--- START OF COLLECTED MATERIAL ---

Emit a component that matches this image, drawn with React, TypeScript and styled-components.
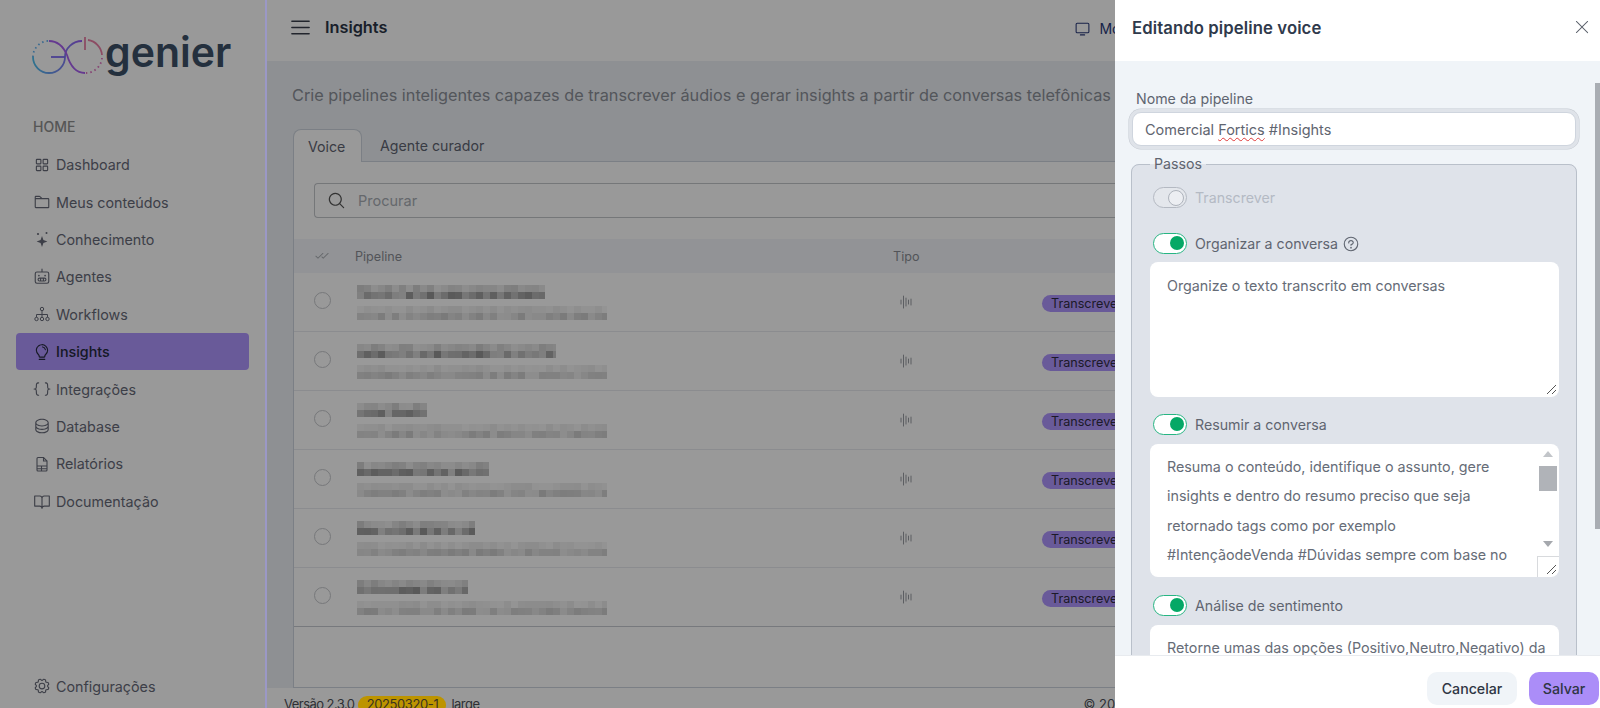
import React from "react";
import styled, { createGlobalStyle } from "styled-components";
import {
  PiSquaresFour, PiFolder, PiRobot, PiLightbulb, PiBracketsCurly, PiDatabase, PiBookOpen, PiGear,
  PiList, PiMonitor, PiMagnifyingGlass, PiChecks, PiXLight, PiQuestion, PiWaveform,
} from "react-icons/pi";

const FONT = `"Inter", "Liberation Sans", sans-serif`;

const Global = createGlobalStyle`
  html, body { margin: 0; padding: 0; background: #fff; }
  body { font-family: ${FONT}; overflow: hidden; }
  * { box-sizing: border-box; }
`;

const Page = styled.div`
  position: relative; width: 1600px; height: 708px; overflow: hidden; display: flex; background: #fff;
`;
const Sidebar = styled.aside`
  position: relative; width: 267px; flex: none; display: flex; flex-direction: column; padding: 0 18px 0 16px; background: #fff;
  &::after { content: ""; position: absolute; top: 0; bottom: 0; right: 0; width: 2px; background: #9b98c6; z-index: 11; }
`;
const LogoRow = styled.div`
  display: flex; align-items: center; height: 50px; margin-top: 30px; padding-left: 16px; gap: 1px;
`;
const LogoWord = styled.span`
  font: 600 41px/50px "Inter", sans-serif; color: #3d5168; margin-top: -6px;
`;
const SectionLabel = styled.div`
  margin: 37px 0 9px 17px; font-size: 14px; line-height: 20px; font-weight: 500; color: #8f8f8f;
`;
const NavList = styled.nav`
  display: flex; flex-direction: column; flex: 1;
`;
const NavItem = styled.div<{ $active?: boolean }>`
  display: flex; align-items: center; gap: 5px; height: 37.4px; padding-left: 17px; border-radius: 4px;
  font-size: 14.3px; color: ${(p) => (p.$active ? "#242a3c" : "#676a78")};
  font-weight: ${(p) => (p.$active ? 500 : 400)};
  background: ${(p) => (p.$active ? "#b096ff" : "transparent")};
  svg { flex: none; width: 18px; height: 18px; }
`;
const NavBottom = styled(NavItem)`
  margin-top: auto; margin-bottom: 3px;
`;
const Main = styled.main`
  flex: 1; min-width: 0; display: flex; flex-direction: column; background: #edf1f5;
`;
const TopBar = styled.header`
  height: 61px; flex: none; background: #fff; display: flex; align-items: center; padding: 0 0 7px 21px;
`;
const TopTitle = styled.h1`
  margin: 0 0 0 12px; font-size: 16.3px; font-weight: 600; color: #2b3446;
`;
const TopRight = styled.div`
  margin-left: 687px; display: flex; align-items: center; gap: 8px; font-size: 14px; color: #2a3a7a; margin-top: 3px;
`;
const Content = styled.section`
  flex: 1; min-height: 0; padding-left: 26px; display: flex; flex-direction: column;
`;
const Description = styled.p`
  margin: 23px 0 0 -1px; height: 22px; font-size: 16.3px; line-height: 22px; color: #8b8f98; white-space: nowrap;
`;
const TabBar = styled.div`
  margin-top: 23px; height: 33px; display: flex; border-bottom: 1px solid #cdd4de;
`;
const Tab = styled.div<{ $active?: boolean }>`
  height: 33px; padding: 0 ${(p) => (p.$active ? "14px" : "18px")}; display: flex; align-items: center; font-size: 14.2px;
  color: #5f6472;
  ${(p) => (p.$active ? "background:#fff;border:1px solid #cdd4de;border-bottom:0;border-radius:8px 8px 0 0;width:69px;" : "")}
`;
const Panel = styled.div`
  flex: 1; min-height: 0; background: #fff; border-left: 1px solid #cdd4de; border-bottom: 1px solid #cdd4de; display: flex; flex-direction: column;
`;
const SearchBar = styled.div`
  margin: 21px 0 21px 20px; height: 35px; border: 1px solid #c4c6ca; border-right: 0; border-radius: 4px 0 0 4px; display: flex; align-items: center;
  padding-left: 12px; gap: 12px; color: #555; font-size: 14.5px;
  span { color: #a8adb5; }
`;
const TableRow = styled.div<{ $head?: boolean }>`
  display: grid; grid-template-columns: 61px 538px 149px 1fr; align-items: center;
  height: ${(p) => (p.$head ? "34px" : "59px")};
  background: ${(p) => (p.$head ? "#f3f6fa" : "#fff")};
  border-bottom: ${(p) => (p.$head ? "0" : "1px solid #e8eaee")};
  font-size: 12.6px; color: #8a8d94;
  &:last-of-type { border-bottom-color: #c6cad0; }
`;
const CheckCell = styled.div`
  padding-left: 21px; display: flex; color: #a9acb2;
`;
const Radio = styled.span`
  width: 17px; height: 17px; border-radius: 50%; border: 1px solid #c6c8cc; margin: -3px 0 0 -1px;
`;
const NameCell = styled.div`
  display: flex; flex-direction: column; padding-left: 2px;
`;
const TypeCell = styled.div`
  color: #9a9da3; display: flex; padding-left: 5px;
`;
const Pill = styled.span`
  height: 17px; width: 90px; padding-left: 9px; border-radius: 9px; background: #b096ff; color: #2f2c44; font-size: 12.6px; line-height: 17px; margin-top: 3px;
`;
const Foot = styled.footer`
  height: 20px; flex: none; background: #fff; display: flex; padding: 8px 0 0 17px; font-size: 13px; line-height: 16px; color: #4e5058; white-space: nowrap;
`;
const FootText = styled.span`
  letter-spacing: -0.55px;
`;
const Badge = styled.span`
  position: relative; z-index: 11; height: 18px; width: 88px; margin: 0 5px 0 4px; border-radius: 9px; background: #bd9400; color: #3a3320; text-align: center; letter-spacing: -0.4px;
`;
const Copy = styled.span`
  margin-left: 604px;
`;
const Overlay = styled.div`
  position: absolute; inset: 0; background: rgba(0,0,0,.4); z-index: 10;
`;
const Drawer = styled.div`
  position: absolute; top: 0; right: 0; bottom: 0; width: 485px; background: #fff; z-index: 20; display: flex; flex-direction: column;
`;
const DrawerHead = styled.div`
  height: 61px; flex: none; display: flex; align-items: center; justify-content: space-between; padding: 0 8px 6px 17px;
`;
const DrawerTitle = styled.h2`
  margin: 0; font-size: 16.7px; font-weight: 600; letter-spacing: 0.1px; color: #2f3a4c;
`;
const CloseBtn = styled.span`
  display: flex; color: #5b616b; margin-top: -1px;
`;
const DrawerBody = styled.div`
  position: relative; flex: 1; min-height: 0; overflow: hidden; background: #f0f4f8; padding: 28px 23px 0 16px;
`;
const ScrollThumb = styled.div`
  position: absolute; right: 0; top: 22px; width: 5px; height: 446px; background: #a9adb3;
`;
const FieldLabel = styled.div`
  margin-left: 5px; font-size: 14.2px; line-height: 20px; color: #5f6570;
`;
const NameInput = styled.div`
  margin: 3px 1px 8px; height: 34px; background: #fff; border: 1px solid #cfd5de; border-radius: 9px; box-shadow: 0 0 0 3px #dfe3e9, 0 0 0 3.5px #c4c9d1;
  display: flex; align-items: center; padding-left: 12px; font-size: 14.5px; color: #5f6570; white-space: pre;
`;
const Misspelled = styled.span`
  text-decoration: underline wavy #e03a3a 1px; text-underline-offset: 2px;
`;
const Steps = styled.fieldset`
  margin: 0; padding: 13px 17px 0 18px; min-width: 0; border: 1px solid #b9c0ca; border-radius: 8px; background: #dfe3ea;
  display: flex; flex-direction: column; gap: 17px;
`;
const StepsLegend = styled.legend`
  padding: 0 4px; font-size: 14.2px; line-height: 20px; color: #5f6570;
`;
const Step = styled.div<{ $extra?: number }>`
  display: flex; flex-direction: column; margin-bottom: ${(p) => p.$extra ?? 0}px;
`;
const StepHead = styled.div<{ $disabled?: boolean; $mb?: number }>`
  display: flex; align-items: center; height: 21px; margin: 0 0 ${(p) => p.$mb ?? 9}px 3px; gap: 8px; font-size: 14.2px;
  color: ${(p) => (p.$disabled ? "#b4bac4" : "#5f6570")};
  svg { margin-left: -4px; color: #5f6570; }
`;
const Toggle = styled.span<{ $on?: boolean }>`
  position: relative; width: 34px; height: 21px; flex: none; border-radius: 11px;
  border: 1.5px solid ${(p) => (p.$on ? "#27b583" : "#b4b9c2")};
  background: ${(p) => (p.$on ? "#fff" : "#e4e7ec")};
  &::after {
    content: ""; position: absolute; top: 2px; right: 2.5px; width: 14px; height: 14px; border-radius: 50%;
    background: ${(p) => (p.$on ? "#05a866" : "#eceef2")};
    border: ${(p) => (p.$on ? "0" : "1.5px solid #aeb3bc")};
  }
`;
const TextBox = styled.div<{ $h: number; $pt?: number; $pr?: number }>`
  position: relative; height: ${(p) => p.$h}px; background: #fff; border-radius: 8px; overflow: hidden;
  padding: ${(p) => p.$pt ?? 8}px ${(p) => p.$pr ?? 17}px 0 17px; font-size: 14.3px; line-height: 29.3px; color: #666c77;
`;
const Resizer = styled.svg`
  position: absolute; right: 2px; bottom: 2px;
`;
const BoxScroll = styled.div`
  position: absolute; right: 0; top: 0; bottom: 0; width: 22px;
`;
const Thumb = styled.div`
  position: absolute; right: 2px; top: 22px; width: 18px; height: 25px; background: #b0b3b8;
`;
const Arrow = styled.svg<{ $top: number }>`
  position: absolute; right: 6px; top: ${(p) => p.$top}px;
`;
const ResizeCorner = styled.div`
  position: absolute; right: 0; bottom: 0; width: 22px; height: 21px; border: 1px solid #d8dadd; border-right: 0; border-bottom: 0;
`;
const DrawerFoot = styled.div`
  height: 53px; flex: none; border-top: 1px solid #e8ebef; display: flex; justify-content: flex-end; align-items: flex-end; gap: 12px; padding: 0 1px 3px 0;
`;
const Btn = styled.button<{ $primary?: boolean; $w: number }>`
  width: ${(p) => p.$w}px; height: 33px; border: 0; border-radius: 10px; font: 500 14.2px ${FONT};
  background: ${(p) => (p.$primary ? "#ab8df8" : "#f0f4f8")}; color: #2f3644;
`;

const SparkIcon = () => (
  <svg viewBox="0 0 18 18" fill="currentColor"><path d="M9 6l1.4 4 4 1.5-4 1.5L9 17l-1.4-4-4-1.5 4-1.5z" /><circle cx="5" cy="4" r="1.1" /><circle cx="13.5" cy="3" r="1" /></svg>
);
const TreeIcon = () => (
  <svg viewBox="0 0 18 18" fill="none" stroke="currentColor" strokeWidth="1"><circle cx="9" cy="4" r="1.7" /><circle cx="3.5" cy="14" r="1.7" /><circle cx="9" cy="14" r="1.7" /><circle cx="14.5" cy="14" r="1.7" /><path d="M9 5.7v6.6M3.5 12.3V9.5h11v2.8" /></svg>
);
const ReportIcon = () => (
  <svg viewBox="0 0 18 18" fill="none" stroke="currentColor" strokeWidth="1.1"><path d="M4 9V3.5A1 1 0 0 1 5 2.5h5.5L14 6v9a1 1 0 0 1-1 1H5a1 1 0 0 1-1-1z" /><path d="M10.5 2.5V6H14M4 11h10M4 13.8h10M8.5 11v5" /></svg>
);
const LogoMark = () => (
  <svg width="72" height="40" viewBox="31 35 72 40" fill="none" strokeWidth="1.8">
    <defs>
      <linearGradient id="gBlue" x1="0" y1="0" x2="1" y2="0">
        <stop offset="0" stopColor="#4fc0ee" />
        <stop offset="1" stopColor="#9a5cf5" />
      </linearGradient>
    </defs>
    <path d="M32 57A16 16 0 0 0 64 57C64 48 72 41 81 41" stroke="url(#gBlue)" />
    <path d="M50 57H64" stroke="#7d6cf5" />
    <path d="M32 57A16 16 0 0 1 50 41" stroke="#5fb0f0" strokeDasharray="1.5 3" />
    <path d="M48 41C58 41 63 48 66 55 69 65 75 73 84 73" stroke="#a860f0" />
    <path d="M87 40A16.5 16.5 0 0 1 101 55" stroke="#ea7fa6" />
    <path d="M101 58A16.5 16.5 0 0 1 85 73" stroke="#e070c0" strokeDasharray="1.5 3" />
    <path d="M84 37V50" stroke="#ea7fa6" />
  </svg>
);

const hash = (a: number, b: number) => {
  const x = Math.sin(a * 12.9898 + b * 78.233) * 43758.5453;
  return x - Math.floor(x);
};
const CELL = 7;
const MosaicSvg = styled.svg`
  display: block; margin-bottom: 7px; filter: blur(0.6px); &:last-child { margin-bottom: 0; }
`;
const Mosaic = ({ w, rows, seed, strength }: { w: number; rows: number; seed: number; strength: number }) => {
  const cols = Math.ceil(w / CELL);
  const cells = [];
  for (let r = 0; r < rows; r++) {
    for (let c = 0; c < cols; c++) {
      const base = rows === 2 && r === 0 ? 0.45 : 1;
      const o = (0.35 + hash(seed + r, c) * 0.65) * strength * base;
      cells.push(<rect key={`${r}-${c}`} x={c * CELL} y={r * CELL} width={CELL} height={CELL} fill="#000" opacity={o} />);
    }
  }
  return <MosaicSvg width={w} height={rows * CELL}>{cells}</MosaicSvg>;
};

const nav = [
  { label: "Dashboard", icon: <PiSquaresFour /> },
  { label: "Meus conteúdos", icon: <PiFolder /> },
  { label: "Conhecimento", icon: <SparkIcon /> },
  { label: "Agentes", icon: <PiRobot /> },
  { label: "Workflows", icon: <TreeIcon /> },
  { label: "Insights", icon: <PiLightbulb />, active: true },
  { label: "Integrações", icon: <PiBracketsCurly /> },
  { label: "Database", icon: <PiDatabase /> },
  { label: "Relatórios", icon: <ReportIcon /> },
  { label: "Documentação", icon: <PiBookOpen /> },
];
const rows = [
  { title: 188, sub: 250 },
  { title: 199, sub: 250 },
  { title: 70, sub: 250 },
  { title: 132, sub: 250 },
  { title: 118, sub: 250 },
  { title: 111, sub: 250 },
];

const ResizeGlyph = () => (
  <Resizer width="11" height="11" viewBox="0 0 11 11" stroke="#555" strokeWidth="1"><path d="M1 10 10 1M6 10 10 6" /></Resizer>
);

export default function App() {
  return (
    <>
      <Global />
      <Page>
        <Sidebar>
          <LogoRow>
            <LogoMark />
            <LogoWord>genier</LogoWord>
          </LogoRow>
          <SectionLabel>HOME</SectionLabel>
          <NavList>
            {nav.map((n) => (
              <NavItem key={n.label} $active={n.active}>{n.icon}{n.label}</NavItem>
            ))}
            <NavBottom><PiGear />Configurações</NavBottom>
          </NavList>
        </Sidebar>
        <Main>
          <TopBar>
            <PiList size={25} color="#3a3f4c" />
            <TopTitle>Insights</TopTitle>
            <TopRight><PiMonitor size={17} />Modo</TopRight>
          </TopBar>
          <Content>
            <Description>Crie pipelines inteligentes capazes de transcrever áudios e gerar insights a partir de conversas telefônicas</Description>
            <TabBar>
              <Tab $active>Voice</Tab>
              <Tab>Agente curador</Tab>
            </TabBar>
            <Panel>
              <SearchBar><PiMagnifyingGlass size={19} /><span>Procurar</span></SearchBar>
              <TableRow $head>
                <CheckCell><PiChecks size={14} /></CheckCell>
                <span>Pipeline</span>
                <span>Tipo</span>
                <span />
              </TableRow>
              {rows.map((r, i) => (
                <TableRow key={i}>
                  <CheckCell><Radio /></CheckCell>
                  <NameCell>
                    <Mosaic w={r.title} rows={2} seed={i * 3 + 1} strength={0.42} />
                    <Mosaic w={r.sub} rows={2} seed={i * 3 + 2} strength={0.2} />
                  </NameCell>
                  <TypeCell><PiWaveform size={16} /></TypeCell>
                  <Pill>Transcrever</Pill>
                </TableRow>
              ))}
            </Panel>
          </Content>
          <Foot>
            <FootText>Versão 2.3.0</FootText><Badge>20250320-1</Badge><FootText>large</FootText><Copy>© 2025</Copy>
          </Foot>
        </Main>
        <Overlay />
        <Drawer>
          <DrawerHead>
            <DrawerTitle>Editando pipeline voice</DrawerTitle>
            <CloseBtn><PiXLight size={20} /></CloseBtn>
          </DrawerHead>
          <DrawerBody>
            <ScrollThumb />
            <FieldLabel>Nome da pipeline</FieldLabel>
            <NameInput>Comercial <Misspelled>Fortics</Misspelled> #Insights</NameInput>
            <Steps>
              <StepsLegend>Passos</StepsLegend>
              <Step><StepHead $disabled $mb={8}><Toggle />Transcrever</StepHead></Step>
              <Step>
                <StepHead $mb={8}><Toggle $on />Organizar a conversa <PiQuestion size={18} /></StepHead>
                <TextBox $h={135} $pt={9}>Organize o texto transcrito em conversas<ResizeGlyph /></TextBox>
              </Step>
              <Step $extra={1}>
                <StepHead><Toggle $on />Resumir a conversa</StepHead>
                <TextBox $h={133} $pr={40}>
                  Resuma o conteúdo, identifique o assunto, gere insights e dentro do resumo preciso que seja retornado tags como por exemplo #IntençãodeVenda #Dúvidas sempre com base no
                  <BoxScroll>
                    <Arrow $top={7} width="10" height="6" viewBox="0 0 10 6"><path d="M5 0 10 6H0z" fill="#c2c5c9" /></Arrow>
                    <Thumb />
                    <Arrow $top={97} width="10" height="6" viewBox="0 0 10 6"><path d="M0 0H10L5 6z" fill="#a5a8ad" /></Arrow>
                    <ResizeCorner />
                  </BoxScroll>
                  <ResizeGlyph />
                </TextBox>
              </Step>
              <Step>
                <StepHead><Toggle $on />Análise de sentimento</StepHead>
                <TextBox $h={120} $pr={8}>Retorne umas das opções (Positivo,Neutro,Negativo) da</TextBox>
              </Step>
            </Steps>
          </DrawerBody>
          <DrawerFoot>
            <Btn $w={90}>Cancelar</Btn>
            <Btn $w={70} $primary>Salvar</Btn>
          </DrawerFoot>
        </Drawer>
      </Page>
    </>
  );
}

--- END OF COLLECTED MATERIAL ---

SHORT EXERCISE: Scan the material above for the word "components". Copy each line where it occurs.

TASK OUTPUT:
Emit a component that matches this image, drawn with React, TypeScript and styled-components.
import styled, { createGlobalStyle } from "styled-components";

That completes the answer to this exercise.